Give a verbatim copy of the lines below, minus the pictures.

---- Data extract

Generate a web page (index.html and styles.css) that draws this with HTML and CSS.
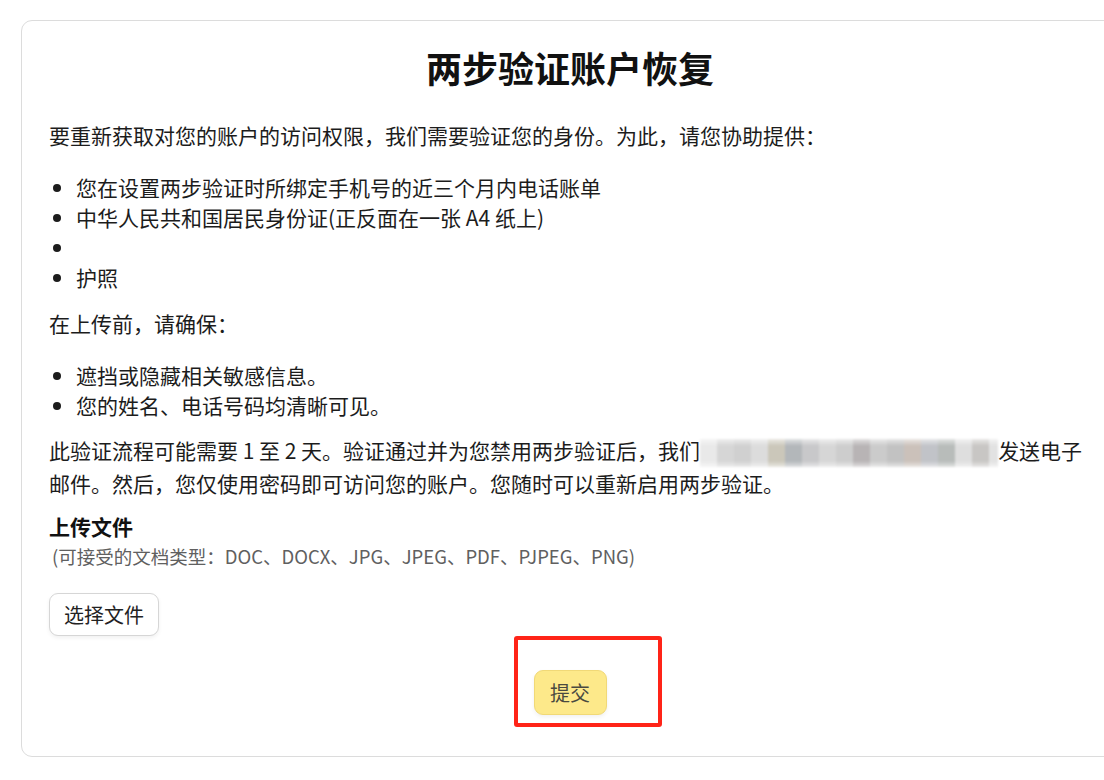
FILE: index.html
```html
<!DOCTYPE html>
<html lang="zh-CN">
<head>
<meta charset="utf-8">
<title>两步验证账户恢复</title>
<link rel="stylesheet" href="styles.css">
</head>
<body>
<main class="card">
  <h1 class="title">两步验证账户恢复</h1>
  <p class="intro">要重新获取对您的账户的访问权限，我们需要验证您的身份。为此，请您协助提供：</p>
  <ul class="list list-docs">
    <li>您在设置两步验证时所绑定手机号的近三个月内电话账单</li>
    <li>中华人民共和国居民身份证(正反面在一张 A4 纸上)</li>
    <li></li>
    <li>护照</li>
  </ul>
  <p class="before">在上传前，请确保：</p>
  <ul class="list list-checks">
    <li>遮挡或隐藏相关敏感信息。</li>
    <li>您的姓名、电话号码均清晰可见。</li>
  </ul>
  <p class="notice"><span class="seg">此验证流程可能需要 1 至 2 天。验证通过并为您禁用两步验证后，我们</span><span class="mosaic" aria-hidden="true"></span><span class="seg">发送电子</span><span class="seg">邮件。然后，您仅使用密码即可访问您的账户。您随时可以重新启用两步验证。</span></p>
  <h2 class="upload-title">上传文件</h2>
  <p class="accept">(可接受的文档类型：DOC、DOCX、JPG、JPEG、PDF、PJPEG、PNG)</p>
  <div class="choose-row">
    <button class="btn btn-choose" type="button">选择文件</button>
  </div>
  <div class="submit-row">
    <button class="btn btn-submit" type="button">提交</button>
  </div>
</main>
<div class="annotation"></div>
</body>
</html>
```
FILE: styles.css
```css
html, body {
  overflow: hidden;
}
body {
  margin: 0;
  padding: 20px 0 0 21px;
  background: #ffffff;
  font-family: "Noto Sans CJK SC", "Noto Sans", sans-serif;
  color: #1c1c1c;
}
.card {
  box-sizing: border-box;
  width: 1098px;
  height: 737px;
  border: 1px solid #dcdcdc;
  border-radius: 11px;
  padding: 22px 27px 0 27px;
  display: flex;
  flex-direction: column;
}
.title {
  margin: 0;
  font-size: 36px;
  line-height: 48px;
  font-weight: 700;
  text-align: center;
  color: #111;
}
.intro {
  margin: 29px 0 0;
  font-size: 21px;
  line-height: 30px;
}
.list {
  margin: 22px 0 0;
  padding-left: 27px;
  font-size: 21px;
  line-height: 30px;
}
.list li {
  min-height: 30px;
}
.before {
  margin: 16px 0 0;
  font-size: 21px;
  line-height: 30px;
}
.list-checks {
  margin-top: 22px;
}
.notice {
  margin: 14px 0 0;
  font-size: 21px;
  line-height: 32px;
}
.mosaic {
  display: inline-block;
  vertical-align: middle;
  width: 298px;
  height: 28px;
  background:
    linear-gradient(to bottom, rgba(255,255,255,0.6) 0, rgba(255,255,255,0) 25%, rgba(255,255,255,0) 78%, rgba(255,255,255,0.6) 100%),
    linear-gradient(to right,
      #e9e9e9 0 17px, #d6d6d6 17px 34px, #d0d0d0 34px 51px, #dcdcdc 51px 68px,
      #cbc7ba 68px 85px, #b3b7ba 85px 102px, #c8c8ca 102px 119px, #d6d6d6 119px 136px,
      #cdcdcd 136px 153px, #b8b4b5 153px 170px, #cbcbcb 170px 187px, #c2c2c2 187px 204px,
      #cbc1ba 204px 221px, #c1c3c8 221px 238px, #b8bcba 238px 255px, #dedede 255px 272px,
      #c8c6c4 272px 289px, #e2e2e2 289px 298px);
  filter: blur(0.8px);
}
.upload-title {
  margin: 12px 0 0;
  font-size: 21px;
  line-height: 30px;
  font-weight: 700;
  color: #111;
}
.accept {
  margin: 0;
  padding-left: 3px;
  font-size: 18.5px;
  line-height: 30px;
  color: #606060;
}
.choose-row {
  margin-top: 22px;
  display: flex;
}
.btn {
  font-family: "Noto Sans CJK SC", "Noto Sans", sans-serif;
  font-size: 20px;
  line-height: 27px;
  border-radius: 9px;
  cursor: pointer;
}
.btn-choose {
  box-sizing: border-box;
  width: 110px;
  height: 43px;
  padding: 0;
  background: #ffffff;
  border: 1px solid #d6d6d6;
  color: #222;
  box-shadow: 0 2px 4px rgba(0,0,0,0.06);
}
.submit-row {
  margin-top: 34px;
  display: flex;
  justify-content: center;
}
.btn-submit {
  box-sizing: border-box;
  width: 73px;
  height: 45px;
  padding: 0;
  background: #fde98a;
  border: 1px solid #f1d977;
  color: #4a4a40;
  box-shadow: 0 2px 4px rgba(0,0,0,0.06);
}
.annotation {
  position: absolute;
  left: 514px;
  top: 636px;
  width: 148px;
  height: 91px;
  box-sizing: border-box;
  border: 4px solid #ff2418;
  border-radius: 3px;
  pointer-events: none;
}
```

--------

> Expected answer:
Generate a web page (index.html and styles.css) that draws this with HTML and CSS.
FILE: index.html
```html
<!DOCTYPE html>
<html lang="zh-CN">
<head>
<meta charset="utf-8">
<title>两步验证账户恢复</title>
<link rel="stylesheet" href="styles.css">
</head>
<body>
<main class="card">
  <h1 class="title">两步验证账户恢复</h1>
  <p class="intro">要重新获取对您的账户的访问权限，我们需要验证您的身份。为此，请您协助提供：</p>
  <ul class="list list-docs">
    <li>您在设置两步验证时所绑定手机号的近三个月内电话账单</li>
    <li>中华人民共和国居民身份证(正反面在一张 A4 纸上)</li>
    <li></li>
    <li>护照</li>
  </ul>
  <p class="before">在上传前，请确保：</p>
  <ul class="list list-checks">
    <li>遮挡或隐藏相关敏感信息。</li>
    <li>您的姓名、电话号码均清晰可见。</li>
  </ul>
  <p class="notice"><span class="seg">此验证流程可能需要 1 至 2 天。验证通过并为您禁用两步验证后，我们</span><span class="mosaic" aria-hidden="true"></span><span class="seg">发送电子</span><span class="seg">邮件。然后，您仅使用密码即可访问您的账户。您随时可以重新启用两步验证。</span></p>
  <h2 class="upload-title">上传文件</h2>
  <p class="accept">(可接受的文档类型：DOC、DOCX、JPG、JPEG、PDF、PJPEG、PNG)</p>
  <div class="choose-row">
    <button class="btn btn-choose" type="button">选择文件</button>
  </div>
  <div class="submit-row">
    <button class="btn btn-submit" type="button">提交</button>
  </div>
</main>
<div class="annotation"></div>
</body>
</html>
```
FILE: styles.css
```css
html, body {
  overflow: hidden;
}
body {
  margin: 0;
  padding: 20px 0 0 21px;
  background: #ffffff;
  font-family: "Noto Sans CJK SC", "Noto Sans", sans-serif;
  color: #1c1c1c;
}
.card {
  box-sizing: border-box;
  width: 1098px;
  height: 737px;
  border: 1px solid #dcdcdc;
  border-radius: 11px;
  padding: 22px 27px 0 27px;
  display: flex;
  flex-direction: column;
}
.title {
  margin: 0;
  font-size: 36px;
  line-height: 48px;
  font-weight: 700;
  text-align: center;
  color: #111;
}
.intro {
  margin: 29px 0 0;
  font-size: 21px;
  line-height: 30px;
}
.list {
  margin: 22px 0 0;
  padding-left: 27px;
  font-size: 21px;
  line-height: 30px;
}
.list li {
  min-height: 30px;
}
.before {
  margin: 16px 0 0;
  font-size: 21px;
  line-height: 30px;
}
.list-checks {
  margin-top: 22px;
}
.notice {
  margin: 14px 0 0;
  font-size: 21px;
  line-height: 32px;
}
.mosaic {
  display: inline-block;
  vertical-align: middle;
  width: 298px;
  height: 28px;
  background:
    linear-gradient(to bottom, rgba(255,255,255,0.6) 0, rgba(255,255,255,0) 25%, rgba(255,255,255,0) 78%, rgba(255,255,255,0.6) 100%),
    linear-gradient(to right,
      #e9e9e9 0 17px, #d6d6d6 17px 34px, #d0d0d0 34px 51px, #dcdcdc 51px 68px,
      #cbc7ba 68px 85px, #b3b7ba 85px 102px, #c8c8ca 102px 119px, #d6d6d6 119px 136px,
      #cdcdcd 136px 153px, #b8b4b5 153px 170px, #cbcbcb 170px 187px, #c2c2c2 187px 204px,
      #cbc1ba 204px 221px, #c1c3c8 221px 238px, #b8bcba 238px 255px, #dedede 255px 272px,
      #c8c6c4 272px 289px, #e2e2e2 289px 298px);
  filter: blur(0.8px);
}
.upload-title {
  margin: 12px 0 0;
  font-size: 21px;
  line-height: 30px;
  font-weight: 700;
  color: #111;
}
.accept {
  margin: 0;
  padding-left: 3px;
  font-size: 18.5px;
  line-height: 30px;
  color: #606060;
}
.choose-row {
  margin-top: 22px;
  display: flex;
}
.btn {
  font-family: "Noto Sans CJK SC", "Noto Sans", sans-serif;
  font-size: 20px;
  line-height: 27px;
  border-radius: 9px;
  cursor: pointer;
}
.btn-choose {
  box-sizing: border-box;
  width: 110px;
  height: 43px;
  padding: 0;
  background: #ffffff;
  border: 1px solid #d6d6d6;
  color: #222;
  box-shadow: 0 2px 4px rgba(0,0,0,0.06);
}
.submit-row {
  margin-top: 34px;
  display: flex;
  justify-content: center;
}
.btn-submit {
  box-sizing: border-box;
  width: 73px;
  height: 45px;
  padding: 0;
  background: #fde98a;
  border: 1px solid #f1d977;
  color: #4a4a40;
  box-shadow: 0 2px 4px rgba(0,0,0,0.06);
}
.annotation {
  position: absolute;
  left: 514px;
  top: 636px;
  width: 148px;
  height: 91px;
  box-sizing: border-box;
  border: 4px solid #ff2418;
  border-radius: 3px;
  pointer-events: none;
}
```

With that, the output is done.